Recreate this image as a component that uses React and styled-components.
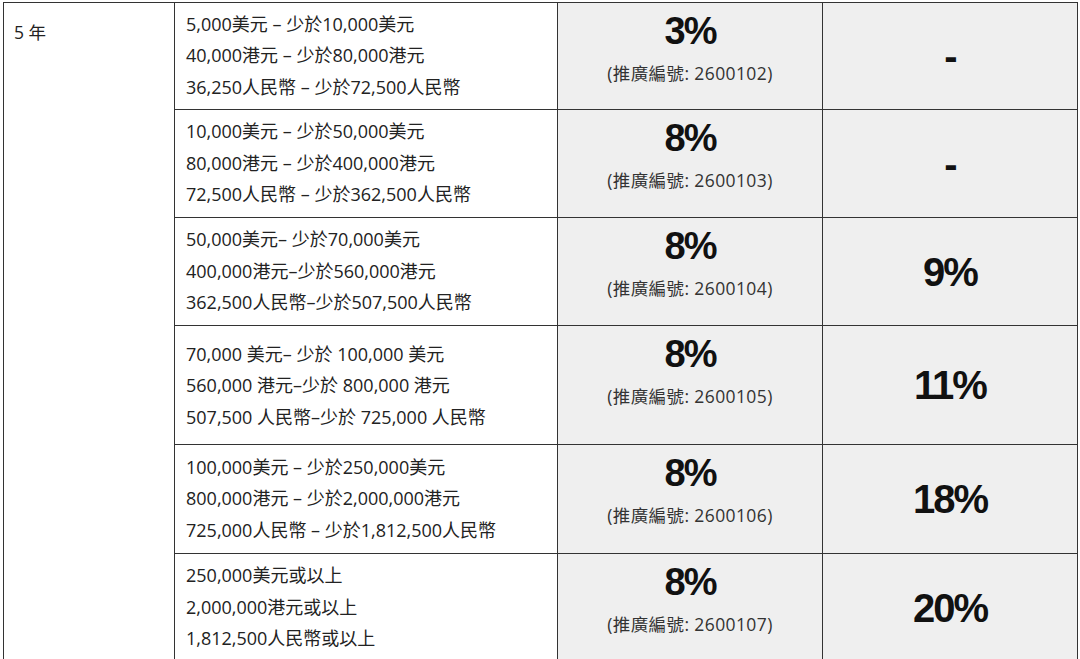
import React from 'react';
import styled, { createGlobalStyle } from 'styled-components';

const GlobalStyle = createGlobalStyle`
  html, body {
    margin: 0;
    padding: 0;
    background: #fff;
    overflow: hidden;
  }
  body {
    font-family: "Open Sans", "Noto Sans CJK TC", sans-serif;
    color: #222;
  }
`;

const Page = styled.div`
  padding: 2px 0 0 3px;
`;

// grid gap doubles as the cell borders
const Grid = styled.div`
  display: grid;
  width: 1075px;
  box-sizing: border-box;
  grid-template-columns: 170px 382px 264px 254px;
  grid-template-rows: 106px 107px 107px 118px 108px 107px;
  gap: 1px;
  padding: 1px;
  background: #333;
`;

const TermCell = styled.div`
  grid-row: 1 / span 6;
  background: #fff;
  padding: 16px 0 0 10px;
  font-size: 17.5px;
  line-height: 26px;
`;

const AmountCell = styled.div`
  background: #fff;
  display: flex;
  flex-direction: column;
  justify-content: center;
  padding: ${p => (p.$roomy ? '2px' : '0')} 0 0 11px;
  font-size: 18px;
  line-height: 31.5px;
  color: #222;
  white-space: nowrap;
`;

const RateCell = styled.div`
  background: #efefef;
  display: flex;
  flex-direction: column;
  align-items: center;
  padding-top: 9px;
`;

const BigRate = styled.div`
  font-family: "Liberation Sans", Arial, sans-serif;
  font-weight: 700;
  font-size: ${p => (p.$large ? '40px' : '38px')};
  line-height: 38px;
  letter-spacing: -2px;
  color: #111;
`;

const Code = styled.div`
  margin-top: 11px;
  font-size: 17.5px;
  letter-spacing: 0.4px;
  line-height: 24px;
  color: #333;
`;

const BonusCell = styled.div`
  background: #efefef;
  display: flex;
  align-items: center;
  justify-content: center;
`;

const rows = [
  {
    lines: ['5,000美元 – 少於10,000美元', '40,000港元 – 少於80,000港元', '36,250人民幣 – 少於72,500人民幣'],
    rate: '3%',
    code: '2600102',
    bonus: '-',
  },
  {
    lines: ['10,000美元 – 少於50,000美元', '80,000港元 – 少於400,000港元', '72,500人民幣 – 少於362,500人民幣'],
    rate: '8%',
    code: '2600103',
    bonus: '-',
  },
  {
    lines: ['50,000美元– 少於70,000美元', '400,000港元–少於560,000港元', '362,500人民幣–少於507,500人民幣'],
    rate: '8%',
    code: '2600104',
    bonus: '9%',
  },
  {
    lines: ['70,000 美元– 少於 100,000 美元', '560,000 港元–少於 800,000 港元', '507,500 人民幣–少於 725,000 人民幣'],
    rate: '8%',
    code: '2600105',
    bonus: '11%',
    roomy: true,
  },
  {
    lines: ['100,000美元 – 少於250,000美元', '800,000港元 – 少於2,000,000港元', '725,000人民幣 – 少於1,812,500人民幣'],
    rate: '8%',
    code: '2600106',
    bonus: '18%',
  },
  {
    lines: ['250,000美元或以上', '2,000,000港元或以上', '1,812,500人民幣或以上'],
    rate: '8%',
    code: '2600107',
    bonus: '20%',
  },
];

const App = () => {
  return (
    <>
      <GlobalStyle />
      <Page>
        <Grid>
          <TermCell>5 年</TermCell>
          {rows.map(row => (
            <React.Fragment key={row.code}>
              <AmountCell $roomy={row.roomy}>
                {row.lines.map(line => (
                  <div key={line}>{line}</div>
                ))}
              </AmountCell>
              <RateCell>
                <BigRate>{row.rate}</BigRate>
                <Code>(推廣編號: {row.code})</Code>
              </RateCell>
              <BonusCell>
                <BigRate $large>{row.bonus}</BigRate>
              </BonusCell>
            </React.Fragment>
          ))}
        </Grid>
      </Page>
    </>
  );
};

export default App;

= = = =

▶ _STATED TASK_
Leave every image out, and retype the material exactly.

▶ _ANSWER IN FULL_
Recreate this image as a component that uses React and styled-components.
import React from 'react';
import styled, { createGlobalStyle } from 'styled-components';

const GlobalStyle = createGlobalStyle`
  html, body {
    margin: 0;
    padding: 0;
    background: #fff;
    overflow: hidden;
  }
  body {
    font-family: "Open Sans", "Noto Sans CJK TC", sans-serif;
    color: #222;
  }
`;

const Page = styled.div`
  padding: 2px 0 0 3px;
`;

// grid gap doubles as the cell borders
const Grid = styled.div`
  display: grid;
  width: 1075px;
  box-sizing: border-box;
  grid-template-columns: 170px 382px 264px 254px;
  grid-template-rows: 106px 107px 107px 118px 108px 107px;
  gap: 1px;
  padding: 1px;
  background: #333;
`;

const TermCell = styled.div`
  grid-row: 1 / span 6;
  background: #fff;
  padding: 16px 0 0 10px;
  font-size: 17.5px;
  line-height: 26px;
`;

const AmountCell = styled.div`
  background: #fff;
  display: flex;
  flex-direction: column;
  justify-content: center;
  padding: ${p => (p.$roomy ? '2px' : '0')} 0 0 11px;
  font-size: 18px;
  line-height: 31.5px;
  color: #222;
  white-space: nowrap;
`;

const RateCell = styled.div`
  background: #efefef;
  display: flex;
  flex-direction: column;
  align-items: center;
  padding-top: 9px;
`;

const BigRate = styled.div`
  font-family: "Liberation Sans", Arial, sans-serif;
  font-weight: 700;
  font-size: ${p => (p.$large ? '40px' : '38px')};
  line-height: 38px;
  letter-spacing: -2px;
  color: #111;
`;

const Code = styled.div`
  margin-top: 11px;
  font-size: 17.5px;
  letter-spacing: 0.4px;
  line-height: 24px;
  color: #333;
`;

const BonusCell = styled.div`
  background: #efefef;
  display: flex;
  align-items: center;
  justify-content: center;
`;

const rows = [
  {
    lines: ['5,000美元 – 少於10,000美元', '40,000港元 – 少於80,000港元', '36,250人民幣 – 少於72,500人民幣'],
    rate: '3%',
    code: '2600102',
    bonus: '-',
  },
  {
    lines: ['10,000美元 – 少於50,000美元', '80,000港元 – 少於400,000港元', '72,500人民幣 – 少於362,500人民幣'],
    rate: '8%',
    code: '2600103',
    bonus: '-',
  },
  {
    lines: ['50,000美元– 少於70,000美元', '400,000港元–少於560,000港元', '362,500人民幣–少於507,500人民幣'],
    rate: '8%',
    code: '2600104',
    bonus: '9%',
  },
  {
    lines: ['70,000 美元– 少於 100,000 美元', '560,000 港元–少於 800,000 港元', '507,500 人民幣–少於 725,000 人民幣'],
    rate: '8%',
    code: '2600105',
    bonus: '11%',
    roomy: true,
  },
  {
    lines: ['100,000美元 – 少於250,000美元', '800,000港元 – 少於2,000,000港元', '725,000人民幣 – 少於1,812,500人民幣'],
    rate: '8%',
    code: '2600106',
    bonus: '18%',
  },
  {
    lines: ['250,000美元或以上', '2,000,000港元或以上', '1,812,500人民幣或以上'],
    rate: '8%',
    code: '2600107',
    bonus: '20%',
  },
];

const App = () => {
  return (
    <>
      <GlobalStyle />
      <Page>
        <Grid>
          <TermCell>5 年</TermCell>
          {rows.map(row => (
            <React.Fragment key={row.code}>
              <AmountCell $roomy={row.roomy}>
                {row.lines.map(line => (
                  <div key={line}>{line}</div>
                ))}
              </AmountCell>
              <RateCell>
                <BigRate>{row.rate}</BigRate>
                <Code>(推廣編號: {row.code})</Code>
              </RateCell>
              <BonusCell>
                <BigRate $large>{row.bonus}</BigRate>
              </BonusCell>
            </React.Fragment>
          ))}
        </Grid>
      </Page>
    </>
  );
};

export default App;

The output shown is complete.